• **STATED TASK**:
Transcribe the listing in full, excluding any pictures.

════════════════

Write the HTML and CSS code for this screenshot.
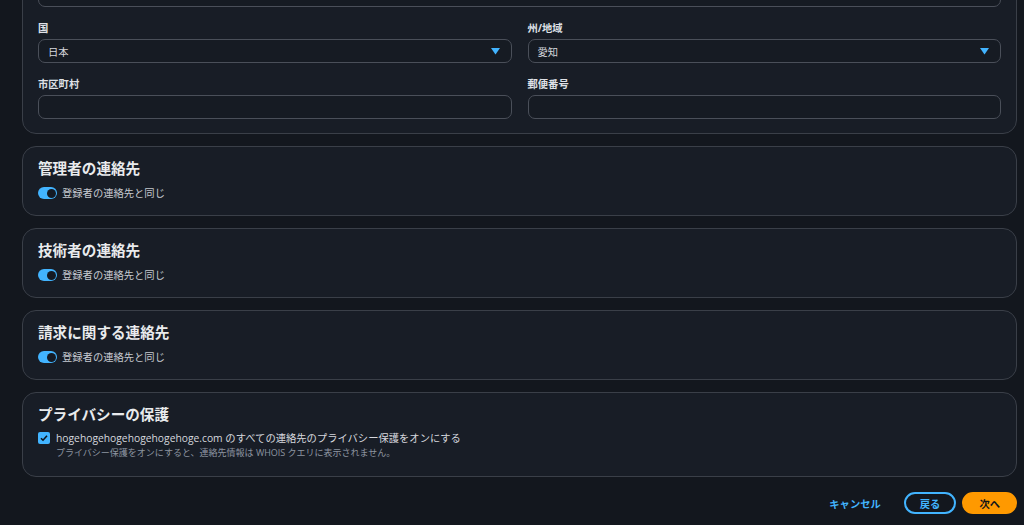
FILE: index.html
```html
<!DOCTYPE html>
<html lang="ja">
<head>
    <meta charset="UTF-8">
    <title>連絡先情報</title>
    <link rel="stylesheet" href="styles.css">
</head>
<body>
    <div class="page">
        <div class="card card-address">
            <div class="field wide">
                <input type="text" class="control">
            </div>
            <div class="field">
                <label>国</label>
                <div class="control select">
                    <span>日本</span>
                    <svg class="caret" width="9" height="7" viewBox="0 0 9 7"><path d="M0 0h9L4.5 6.5z" fill="#42b4ff"/></svg>
                </div>
            </div>
            <div class="field">
                <label>州/地域</label>
                <div class="control select">
                    <span>愛知</span>
                    <svg class="caret" width="9" height="7" viewBox="0 0 9 7"><path d="M0 0h9L4.5 6.5z" fill="#42b4ff"/></svg>
                </div>
            </div>
            <div class="field">
                <label>市区町村</label>
                <input type="text" class="control">
            </div>
            <div class="field">
                <label>郵便番号</label>
                <input type="text" class="control">
            </div>
        </div>

        <div class="card">
            <h2>管理者の連絡先</h2>
            <div class="toggle-row">
                <span class="toggle"><span class="knob"></span></span>
                <span>登録者の連絡先と同じ</span>
            </div>
        </div>

        <div class="card">
            <h2>技術者の連絡先</h2>
            <div class="toggle-row">
                <span class="toggle"><span class="knob"></span></span>
                <span>登録者の連絡先と同じ</span>
            </div>
        </div>

        <div class="card">
            <h2>請求に関する連絡先</h2>
            <div class="toggle-row">
                <span class="toggle"><span class="knob"></span></span>
                <span>登録者の連絡先と同じ</span>
            </div>
        </div>

        <div class="card">
            <h2>プライバシーの保護</h2>
            <div class="check-row">
                <svg class="checkbox" width="12" height="12" viewBox="0 0 12 12">
                    <rect width="12" height="12" rx="2" fill="#42b4ff"/>
                    <path d="M3 6.2l2 2 4-4.4" fill="none" stroke="#0f141a" stroke-width="1.6"/>
                </svg>
                <div>
                    <div class="check-label">hogehogehogehogehogehoge.com のすべての連絡先のプライバシー保護をオンにする</div>
                    <div class="check-desc">プライバシー保護をオンにすると、連絡先情報は WHOIS クエリに表示されません。</div>
                </div>
            </div>
        </div>

        <div class="actions">
            <a class="link">キャンセル</a>
            <button class="btn btn-normal">戻る</button>
            <button class="btn btn-primary">次へ</button>
        </div>
    </div>
</body>
</html>
```

FILE: styles.css
```css
body {
    margin: 0;
    background-color: #13171e;
    color: #c6c9d0;
    font-family: "Open Sans", "Noto Sans CJK JP", sans-serif;
    font-size: 10.3px;
    overflow: hidden;
}
.page {
    display: flex;
    flex-direction: column;
    gap: 12px;
    padding: 0 7px 0 22px;
}
.card {
    background-color: #181d26;
    border: 1px solid #3a3f48;
    border-radius: 14px;
    padding: 10px 15px 13px;
}
.card-address {
    margin-top: -32px;
    padding: 14px 15px 14px;
    display: grid;
    grid-template-columns: 1fr 1fr;
    column-gap: 16px;
    row-gap: 12px;
}
.field.wide {
    grid-column: span 2;
}
.field label {
    display: block;
    line-height: 18px;
    margin-bottom: 2px;
    font-weight: 700;
    color: #dfe1e6;
}
.control {
    display: flex;
    align-items: center;
    box-sizing: border-box;
    width: 100%;
    height: 24px;
    margin: 0;
    padding: 0 10px 0 9px;
    background-color: #161b23;
    border: 1px solid #4a4f59;
    border-radius: 7px;
    color: #d6d8de;
    font: inherit;
}
.select {
    justify-content: space-between;
}
.caret {
    margin-right: 1px;
}
h2 {
    margin: 0;
    font-size: 14.6px;
    line-height: 22px;
    font-weight: 700;
    color: #e9ebed;
}
.toggle-row {
    display: flex;
    align-items: center;
    gap: 5px;
    margin-top: 5px;
    line-height: 18px;
}
.toggle {
    display: flex;
    justify-content: flex-end;
    align-items: center;
    box-sizing: border-box;
    width: 19px;
    height: 12px;
    padding: 0 1.5px;
    background-color: #42b4ff;
    border-radius: 6px;
}
.knob {
    width: 9px;
    height: 9px;
    border-radius: 50%;
    background-color: #141a24;
}
.check-row {
    display: flex;
    align-items: flex-start;
    gap: 6px;
    margin-top: 5px;
}
.checkbox {
    margin-top: 2px;
    flex: none;
}
.check-label {
    line-height: 16px;
    color: #d6d8de;
}
.check-desc {
    line-height: 13px;
    font-size: 9px;
    color: #8d95a1;
    margin-bottom: 4px;
}
.actions {
    display: flex;
    justify-content: flex-end;
    align-items: center;
    gap: 6px;
    margin-top: 3px;
}
.link {
    color: #42b4ff;
    font-weight: 700;
    margin-right: 17px;
    cursor: pointer;
}
.btn {
    box-sizing: border-box;
    height: 22px;
    padding: 0 14px;
    border-radius: 11px;
    border: 2px solid #42b4ff;
    font: inherit;
    font-weight: 700;
    cursor: pointer;
}
.btn-normal {
    background-color: transparent;
    color: #42b4ff;
}
.btn-primary {
    background-color: #ff9900;
    border-color: #ff9900;
    color: #0f141a;
    padding: 0 15px;
}
```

════════════════

• **ANSWER TO THIS EXERCISE**:
Write the HTML and CSS code for this screenshot.
FILE: index.html
```html
<!DOCTYPE html>
<html lang="ja">
<head>
    <meta charset="UTF-8">
    <title>連絡先情報</title>
    <link rel="stylesheet" href="styles.css">
</head>
<body>
    <div class="page">
        <div class="card card-address">
            <div class="field wide">
                <input type="text" class="control">
            </div>
            <div class="field">
                <label>国</label>
                <div class="control select">
                    <span>日本</span>
                    <svg class="caret" width="9" height="7" viewBox="0 0 9 7"><path d="M0 0h9L4.5 6.5z" fill="#42b4ff"/></svg>
                </div>
            </div>
            <div class="field">
                <label>州/地域</label>
                <div class="control select">
                    <span>愛知</span>
                    <svg class="caret" width="9" height="7" viewBox="0 0 9 7"><path d="M0 0h9L4.5 6.5z" fill="#42b4ff"/></svg>
                </div>
            </div>
            <div class="field">
                <label>市区町村</label>
                <input type="text" class="control">
            </div>
            <div class="field">
                <label>郵便番号</label>
                <input type="text" class="control">
            </div>
        </div>

        <div class="card">
            <h2>管理者の連絡先</h2>
            <div class="toggle-row">
                <span class="toggle"><span class="knob"></span></span>
                <span>登録者の連絡先と同じ</span>
            </div>
        </div>

        <div class="card">
            <h2>技術者の連絡先</h2>
            <div class="toggle-row">
                <span class="toggle"><span class="knob"></span></span>
                <span>登録者の連絡先と同じ</span>
            </div>
        </div>

        <div class="card">
            <h2>請求に関する連絡先</h2>
            <div class="toggle-row">
                <span class="toggle"><span class="knob"></span></span>
                <span>登録者の連絡先と同じ</span>
            </div>
        </div>

        <div class="card">
            <h2>プライバシーの保護</h2>
            <div class="check-row">
                <svg class="checkbox" width="12" height="12" viewBox="0 0 12 12">
                    <rect width="12" height="12" rx="2" fill="#42b4ff"/>
                    <path d="M3 6.2l2 2 4-4.4" fill="none" stroke="#0f141a" stroke-width="1.6"/>
                </svg>
                <div>
                    <div class="check-label">hogehogehogehogehogehoge.com のすべての連絡先のプライバシー保護をオンにする</div>
                    <div class="check-desc">プライバシー保護をオンにすると、連絡先情報は WHOIS クエリに表示されません。</div>
                </div>
            </div>
        </div>

        <div class="actions">
            <a class="link">キャンセル</a>
            <button class="btn btn-normal">戻る</button>
            <button class="btn btn-primary">次へ</button>
        </div>
    </div>
</body>
</html>
```

FILE: styles.css
```css
body {
    margin: 0;
    background-color: #13171e;
    color: #c6c9d0;
    font-family: "Open Sans", "Noto Sans CJK JP", sans-serif;
    font-size: 10.3px;
    overflow: hidden;
}
.page {
    display: flex;
    flex-direction: column;
    gap: 12px;
    padding: 0 7px 0 22px;
}
.card {
    background-color: #181d26;
    border: 1px solid #3a3f48;
    border-radius: 14px;
    padding: 10px 15px 13px;
}
.card-address {
    margin-top: -32px;
    padding: 14px 15px 14px;
    display: grid;
    grid-template-columns: 1fr 1fr;
    column-gap: 16px;
    row-gap: 12px;
}
.field.wide {
    grid-column: span 2;
}
.field label {
    display: block;
    line-height: 18px;
    margin-bottom: 2px;
    font-weight: 700;
    color: #dfe1e6;
}
.control {
    display: flex;
    align-items: center;
    box-sizing: border-box;
    width: 100%;
    height: 24px;
    margin: 0;
    padding: 0 10px 0 9px;
    background-color: #161b23;
    border: 1px solid #4a4f59;
    border-radius: 7px;
    color: #d6d8de;
    font: inherit;
}
.select {
    justify-content: space-between;
}
.caret {
    margin-right: 1px;
}
h2 {
    margin: 0;
    font-size: 14.6px;
    line-height: 22px;
    font-weight: 700;
    color: #e9ebed;
}
.toggle-row {
    display: flex;
    align-items: center;
    gap: 5px;
    margin-top: 5px;
    line-height: 18px;
}
.toggle {
    display: flex;
    justify-content: flex-end;
    align-items: center;
    box-sizing: border-box;
    width: 19px;
    height: 12px;
    padding: 0 1.5px;
    background-color: #42b4ff;
    border-radius: 6px;
}
.knob {
    width: 9px;
    height: 9px;
    border-radius: 50%;
    background-color: #141a24;
}
.check-row {
    display: flex;
    align-items: flex-start;
    gap: 6px;
    margin-top: 5px;
}
.checkbox {
    margin-top: 2px;
    flex: none;
}
.check-label {
    line-height: 16px;
    color: #d6d8de;
}
.check-desc {
    line-height: 13px;
    font-size: 9px;
    color: #8d95a1;
    margin-bottom: 4px;
}
.actions {
    display: flex;
    justify-content: flex-end;
    align-items: center;
    gap: 6px;
    margin-top: 3px;
}
.link {
    color: #42b4ff;
    font-weight: 700;
    margin-right: 17px;
    cursor: pointer;
}
.btn {
    box-sizing: border-box;
    height: 22px;
    padding: 0 14px;
    border-radius: 11px;
    border: 2px solid #42b4ff;
    font: inherit;
    font-weight: 700;
    cursor: pointer;
}
.btn-normal {
    background-color: transparent;
    color: #42b4ff;
}
.btn-primary {
    background-color: #ff9900;
    border-color: #ff9900;
    color: #0f141a;
    padding: 0 15px;
}
```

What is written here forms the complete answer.